At the moment I have noticed that over the last 12-18 months I have made a few mistakes at work. In my rational mind I know that there is an answer to every problem or another view point. The problems are not huge.

But then my irrational mind takes over, I question my judgement (a decade of experience) convinced that the errors I make will lead to me getting the sack, which will in turn destroy my future and the future plans I have with my partner.

Anxiety has always manifested itself in one particular form for me, I feel sick, get lots of saliva in my mouth and end up with a dry cough which in turn makes me heave and on occasion actually be sick. I remember this happening as a child and I still do it now when I become anxious.

It has got to a point now where it has to stop but I do not know what I should do, or more to the point I am terrified of doing certain things because of my notion that I think the worst outcome is the most likely.

To be fair I have always been a bit of a wuss and tried my hardest to avoid conflict and always hated being told off as a child.

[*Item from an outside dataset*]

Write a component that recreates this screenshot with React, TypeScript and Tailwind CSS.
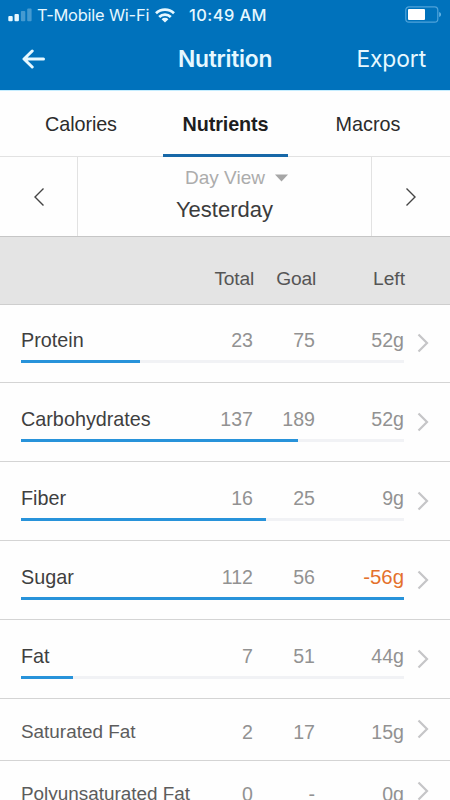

I just want to feel normal in the morning and not feel sick. It all revolves around work as I spent the last week off feeling pretty stress free.

I just don’t know what the next step is… Has anyone got any pointers for me.

Thanks for reading.


John

Brad72
10-31-2011, 05:10 PM
Hi Mate. Sorry to hear you are having a hard time at the moment.

Dealing the past and sabotaging your future can be very hard to deal with sometimes. I had problems as a child that cause me problems in my adult life. I was able to deal with these with the help of my psychologist using Schema and ACT therapy. Perhaps it might be a positive step for yourself to see a psychologist. Your anxiety mind is obviously giving you some powerful distortions that simply are not true. They will also be able to give you the tools to deal with the anxiety thoughts and get back on track

At work remember that everyone makes mistakes whether they be big or small. As long as the mistake can be learnt from then really it is not a mistake, but a learning process in disguise. But what is likelihood of being sacked? I think you past experience shows you that you are good at your job and not on the chopping block.

I to don't like conflict either so when I know I have to defend myself or push my view I do it on my terms. I chose the time so I am not being ambushed. This way I am calm and in control. I write down what I am going to discuss and rehearse a little. I do not raise my voice or get into an argument because always give me upper ground. If the other party wants to go off on a tangent I will pull them up on remind to keep on track.

Lastly you have to ask yourself if this job is for you. Are you passionate about it or is there something else that you would rather be doing. Sometimes for your own health a change in career can be the best thing for you.